_TASK REQUIREMENTS_
Repeat what the lines below say, word for word, and skip every image.

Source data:
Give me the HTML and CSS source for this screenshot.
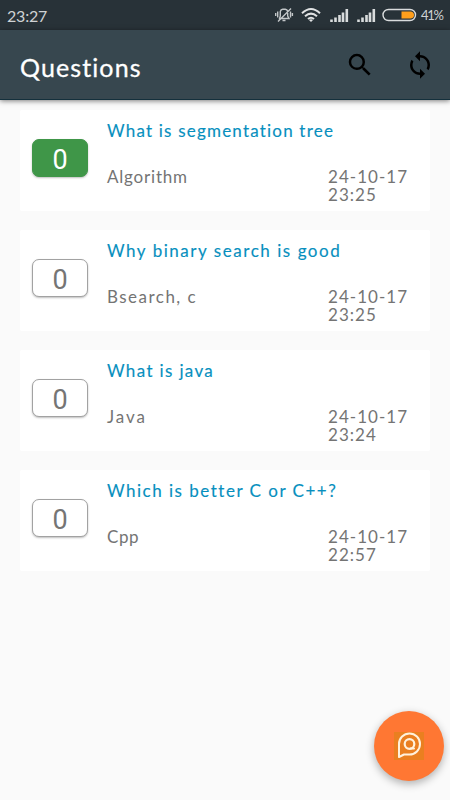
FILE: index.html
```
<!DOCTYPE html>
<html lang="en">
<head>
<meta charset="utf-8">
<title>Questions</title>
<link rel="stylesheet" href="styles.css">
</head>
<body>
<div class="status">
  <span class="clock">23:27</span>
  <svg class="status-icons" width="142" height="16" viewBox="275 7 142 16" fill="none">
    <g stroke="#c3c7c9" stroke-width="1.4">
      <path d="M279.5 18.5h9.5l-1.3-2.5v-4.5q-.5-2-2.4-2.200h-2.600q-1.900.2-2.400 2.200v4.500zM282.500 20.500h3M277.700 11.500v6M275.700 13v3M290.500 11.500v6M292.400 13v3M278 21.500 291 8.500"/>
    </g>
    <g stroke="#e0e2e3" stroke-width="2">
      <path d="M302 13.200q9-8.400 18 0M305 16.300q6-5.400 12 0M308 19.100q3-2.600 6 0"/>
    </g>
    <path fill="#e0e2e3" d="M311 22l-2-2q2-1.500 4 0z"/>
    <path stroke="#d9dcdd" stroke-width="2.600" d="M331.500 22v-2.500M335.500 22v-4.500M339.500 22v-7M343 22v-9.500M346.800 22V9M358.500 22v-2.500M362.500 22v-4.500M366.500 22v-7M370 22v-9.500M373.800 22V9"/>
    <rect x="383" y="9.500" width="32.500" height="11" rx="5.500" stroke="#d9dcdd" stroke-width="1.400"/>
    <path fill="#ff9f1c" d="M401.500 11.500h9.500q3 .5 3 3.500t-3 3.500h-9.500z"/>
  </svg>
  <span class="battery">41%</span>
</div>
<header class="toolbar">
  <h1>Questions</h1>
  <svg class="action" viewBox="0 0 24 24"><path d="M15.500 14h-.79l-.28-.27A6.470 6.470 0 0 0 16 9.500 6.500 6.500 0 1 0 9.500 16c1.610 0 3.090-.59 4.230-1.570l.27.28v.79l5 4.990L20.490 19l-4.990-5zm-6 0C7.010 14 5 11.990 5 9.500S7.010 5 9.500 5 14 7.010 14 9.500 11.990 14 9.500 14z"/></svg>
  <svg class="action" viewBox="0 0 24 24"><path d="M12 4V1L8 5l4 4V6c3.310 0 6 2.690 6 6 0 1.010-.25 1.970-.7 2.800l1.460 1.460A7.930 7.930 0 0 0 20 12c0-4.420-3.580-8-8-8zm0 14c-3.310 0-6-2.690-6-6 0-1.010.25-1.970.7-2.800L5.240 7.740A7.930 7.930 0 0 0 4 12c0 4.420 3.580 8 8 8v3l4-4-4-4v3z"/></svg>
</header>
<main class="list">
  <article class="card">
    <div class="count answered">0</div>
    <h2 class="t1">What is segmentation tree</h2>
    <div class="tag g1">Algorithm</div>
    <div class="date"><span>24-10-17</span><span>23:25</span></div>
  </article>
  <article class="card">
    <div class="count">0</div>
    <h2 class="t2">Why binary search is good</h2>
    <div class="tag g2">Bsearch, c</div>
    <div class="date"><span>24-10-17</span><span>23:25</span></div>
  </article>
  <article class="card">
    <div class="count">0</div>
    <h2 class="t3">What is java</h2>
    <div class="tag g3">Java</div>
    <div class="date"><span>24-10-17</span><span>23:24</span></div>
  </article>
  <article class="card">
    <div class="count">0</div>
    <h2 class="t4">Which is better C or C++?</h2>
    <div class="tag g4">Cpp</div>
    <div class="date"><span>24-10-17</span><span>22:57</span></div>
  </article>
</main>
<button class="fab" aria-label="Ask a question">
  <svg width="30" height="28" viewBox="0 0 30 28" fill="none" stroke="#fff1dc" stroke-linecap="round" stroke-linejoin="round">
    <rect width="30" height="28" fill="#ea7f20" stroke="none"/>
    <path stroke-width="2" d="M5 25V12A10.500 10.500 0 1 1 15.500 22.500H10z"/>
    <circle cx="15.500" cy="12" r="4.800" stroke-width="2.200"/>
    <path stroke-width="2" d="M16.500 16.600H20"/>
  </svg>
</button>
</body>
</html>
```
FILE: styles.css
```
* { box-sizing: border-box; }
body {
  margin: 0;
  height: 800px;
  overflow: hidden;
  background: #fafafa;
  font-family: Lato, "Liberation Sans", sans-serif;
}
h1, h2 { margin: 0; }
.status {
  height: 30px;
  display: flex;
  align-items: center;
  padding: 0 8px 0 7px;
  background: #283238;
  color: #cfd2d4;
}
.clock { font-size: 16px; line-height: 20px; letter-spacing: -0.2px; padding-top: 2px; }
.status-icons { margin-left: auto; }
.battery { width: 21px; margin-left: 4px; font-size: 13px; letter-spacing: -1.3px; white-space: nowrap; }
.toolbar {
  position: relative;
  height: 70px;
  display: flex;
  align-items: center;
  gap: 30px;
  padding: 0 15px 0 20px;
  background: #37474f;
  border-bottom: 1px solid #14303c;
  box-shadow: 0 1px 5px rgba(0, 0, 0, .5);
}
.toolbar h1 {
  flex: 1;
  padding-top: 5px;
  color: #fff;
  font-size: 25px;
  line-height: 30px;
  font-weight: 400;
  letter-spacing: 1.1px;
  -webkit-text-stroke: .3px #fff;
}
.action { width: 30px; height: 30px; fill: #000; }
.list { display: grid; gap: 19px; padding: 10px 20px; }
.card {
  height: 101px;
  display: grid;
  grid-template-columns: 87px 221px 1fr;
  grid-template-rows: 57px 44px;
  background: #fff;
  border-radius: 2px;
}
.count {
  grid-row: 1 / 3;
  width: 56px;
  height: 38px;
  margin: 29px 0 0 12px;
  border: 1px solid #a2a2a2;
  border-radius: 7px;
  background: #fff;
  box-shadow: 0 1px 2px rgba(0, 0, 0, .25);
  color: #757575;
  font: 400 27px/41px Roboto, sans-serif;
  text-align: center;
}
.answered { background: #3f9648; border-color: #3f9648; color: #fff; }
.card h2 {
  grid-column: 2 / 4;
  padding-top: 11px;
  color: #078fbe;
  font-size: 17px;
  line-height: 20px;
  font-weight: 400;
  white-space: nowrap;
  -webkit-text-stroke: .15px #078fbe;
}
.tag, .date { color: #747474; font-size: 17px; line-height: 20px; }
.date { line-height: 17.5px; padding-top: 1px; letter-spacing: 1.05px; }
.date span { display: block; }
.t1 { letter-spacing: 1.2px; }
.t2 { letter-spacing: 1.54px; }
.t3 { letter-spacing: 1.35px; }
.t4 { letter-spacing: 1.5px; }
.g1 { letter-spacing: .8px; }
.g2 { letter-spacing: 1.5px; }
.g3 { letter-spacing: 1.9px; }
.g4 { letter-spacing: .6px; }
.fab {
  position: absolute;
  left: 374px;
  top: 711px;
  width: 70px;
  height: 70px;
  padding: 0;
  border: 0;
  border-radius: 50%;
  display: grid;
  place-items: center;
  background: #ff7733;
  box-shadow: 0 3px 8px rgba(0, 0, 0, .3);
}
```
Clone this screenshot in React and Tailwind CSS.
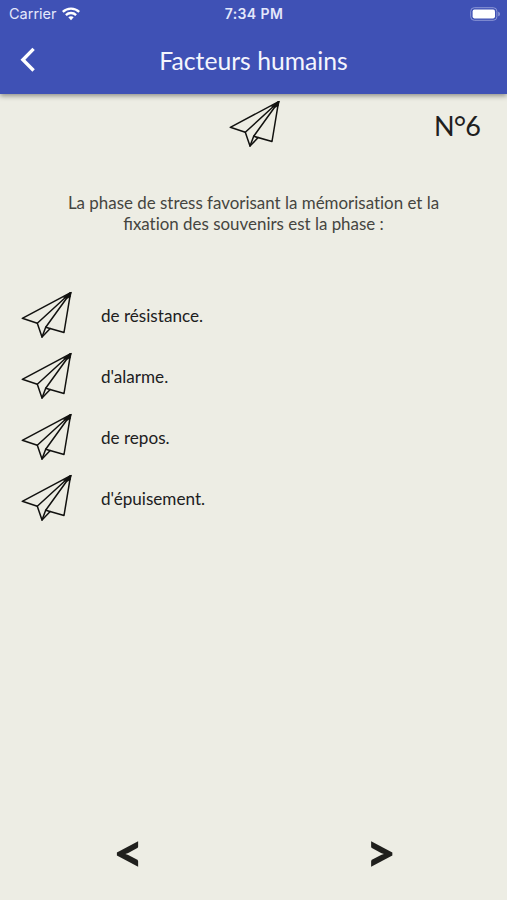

_TASK OUTPUT_
Give me the HTML and CSS source for this screenshot.
FILE: index.html
```
<!DOCTYPE html>
<html lang="en">
<head>
<meta charset="utf-8">
<title>Questions</title>
<link rel="stylesheet" href="styles.css">
</head>
<body>
<div class="status">
  <span class="clock">23:27</span>
  <svg class="status-icons" width="142" height="16" viewBox="275 7 142 16" fill="none">
    <g stroke="#c3c7c9" stroke-width="1.4">
      <path d="M279.5 18.5h9.5l-1.3-2.5v-4.5q-.5-2-2.4-2.200h-2.600q-1.900.2-2.400 2.200v4.500zM282.500 20.500h3M277.700 11.500v6M275.700 13v3M290.500 11.500v6M292.400 13v3M278 21.500 291 8.500"/>
    </g>
    <g stroke="#e0e2e3" stroke-width="2">
      <path d="M302 13.200q9-8.400 18 0M305 16.300q6-5.400 12 0M308 19.100q3-2.600 6 0"/>
    </g>
    <path fill="#e0e2e3" d="M311 22l-2-2q2-1.500 4 0z"/>
    <path stroke="#d9dcdd" stroke-width="2.600" d="M331.500 22v-2.500M335.500 22v-4.500M339.500 22v-7M343 22v-9.500M346.800 22V9M358.500 22v-2.500M362.500 22v-4.500M366.500 22v-7M370 22v-9.500M373.800 22V9"/>
    <rect x="383" y="9.500" width="32.500" height="11" rx="5.500" stroke="#d9dcdd" stroke-width="1.400"/>
    <path fill="#ff9f1c" d="M401.500 11.500h9.500q3 .5 3 3.500t-3 3.500h-9.500z"/>
  </svg>
  <span class="battery">41%</span>
</div>
<header class="toolbar">
  <h1>Questions</h1>
  <svg class="action" viewBox="0 0 24 24"><path d="M15.500 14h-.79l-.28-.27A6.470 6.470 0 0 0 16 9.500 6.500 6.500 0 1 0 9.500 16c1.610 0 3.090-.59 4.230-1.570l.27.28v.79l5 4.990L20.490 19l-4.990-5zm-6 0C7.010 14 5 11.990 5 9.500S7.010 5 9.500 5 14 7.010 14 9.500 11.990 14 9.500 14z"/></svg>
  <svg class="action" viewBox="0 0 24 24"><path d="M12 4V1L8 5l4 4V6c3.310 0 6 2.690 6 6 0 1.010-.25 1.970-.7 2.800l1.460 1.460A7.930 7.930 0 0 0 20 12c0-4.420-3.580-8-8-8zm0 14c-3.310 0-6-2.690-6-6 0-1.010.25-1.970.7-2.800L5.240 7.740A7.930 7.930 0 0 0 4 12c0 4.420 3.580 8 8 8v3l4-4-4-4v3z"/></svg>
</header>
<main class="list">
  <article class="card">
    <div class="count answered">0</div>
    <h2 class="t1">What is segmentation tree</h2>
    <div class="tag g1">Algorithm</div>
    <div class="date"><span>24-10-17</span><span>23:25</span></div>
  </article>
  <article class="card">
    <div class="count">0</div>
    <h2 class="t2">Why binary search is good</h2>
    <div class="tag g2">Bsearch, c</div>
    <div class="date"><span>24-10-17</span><span>23:25</span></div>
  </article>
  <article class="card">
    <div class="count">0</div>
    <h2 class="t3">What is java</h2>
    <div class="tag g3">Java</div>
    <div class="date"><span>24-10-17</span><span>23:24</span></div>
  </article>
  <article class="card">
    <div class="count">0</div>
    <h2 class="t4">Which is better C or C++?</h2>
    <div class="tag g4">Cpp</div>
    <div class="date"><span>24-10-17</span><span>22:57</span></div>
  </article>
</main>
<button class="fab" aria-label="Ask a question">
  <svg width="30" height="28" viewBox="0 0 30 28" fill="none" stroke="#fff1dc" stroke-linecap="round" stroke-linejoin="round">
    <rect width="30" height="28" fill="#ea7f20" stroke="none"/>
    <path stroke-width="2" d="M5 25V12A10.500 10.500 0 1 1 15.500 22.500H10z"/>
    <circle cx="15.500" cy="12" r="4.800" stroke-width="2.200"/>
    <path stroke-width="2" d="M16.500 16.600H20"/>
  </svg>
</button>
</body>
</html>
```
FILE: styles.css
```
* { box-sizing: border-box; }
body {
  margin: 0;
  height: 800px;
  overflow: hidden;
  background: #fafafa;
  font-family: Lato, "Liberation Sans", sans-serif;
}
h1, h2 { margin: 0; }
.status {
  height: 30px;
  display: flex;
  align-items: center;
  padding: 0 8px 0 7px;
  background: #283238;
  color: #cfd2d4;
}
.clock { font-size: 16px; line-height: 20px; letter-spacing: -0.2px; padding-top: 2px; }
.status-icons { margin-left: auto; }
.battery { width: 21px; margin-left: 4px; font-size: 13px; letter-spacing: -1.3px; white-space: nowrap; }
.toolbar {
  position: relative;
  height: 70px;
  display: flex;
  align-items: center;
  gap: 30px;
  padding: 0 15px 0 20px;
  background: #37474f;
  border-bottom: 1px solid #14303c;
  box-shadow: 0 1px 5px rgba(0, 0, 0, .5);
}
.toolbar h1 {
  flex: 1;
  padding-top: 5px;
  color: #fff;
  font-size: 25px;
  line-height: 30px;
  font-weight: 400;
  letter-spacing: 1.1px;
  -webkit-text-stroke: .3px #fff;
}
.action { width: 30px; height: 30px; fill: #000; }
.list { display: grid; gap: 19px; padding: 10px 20px; }
.card {
  height: 101px;
  display: grid;
  grid-template-columns: 87px 221px 1fr;
  grid-template-rows: 57px 44px;
  background: #fff;
  border-radius: 2px;
}
.count {
  grid-row: 1 / 3;
  width: 56px;
  height: 38px;
  margin: 29px 0 0 12px;
  border: 1px solid #a2a2a2;
  border-radius: 7px;
  background: #fff;
  box-shadow: 0 1px 2px rgba(0, 0, 0, .25);
  color: #757575;
  font: 400 27px/41px Roboto, sans-serif;
  text-align: center;
}
.answered { background: #3f9648; border-color: #3f9648; color: #fff; }
.card h2 {
  grid-column: 2 / 4;
  padding-top: 11px;
  color: #078fbe;
  font-size: 17px;
  line-height: 20px;
  font-weight: 400;
  white-space: nowrap;
  -webkit-text-stroke: .15px #078fbe;
}
.tag, .date { color: #747474; font-size: 17px; line-height: 20px; }
.date { line-height: 17.5px; padding-top: 1px; letter-spacing: 1.05px; }
.date span { display: block; }
.t1 { letter-spacing: 1.2px; }
.t2 { letter-spacing: 1.54px; }
.t3 { letter-spacing: 1.35px; }
.t4 { letter-spacing: 1.5px; }
.g1 { letter-spacing: .8px; }
.g2 { letter-spacing: 1.5px; }
.g3 { letter-spacing: 1.9px; }
.g4 { letter-spacing: .6px; }
.fab {
  position: absolute;
  left: 374px;
  top: 711px;
  width: 70px;
  height: 70px;
  padding: 0;
  border: 0;
  border-radius: 50%;
  display: grid;
  place-items: center;
  background: #ff7733;
  box-shadow: 0 3px 8px rgba(0, 0, 0, .3);
}
```
Clone this screenshot in React and Tailwind CSS.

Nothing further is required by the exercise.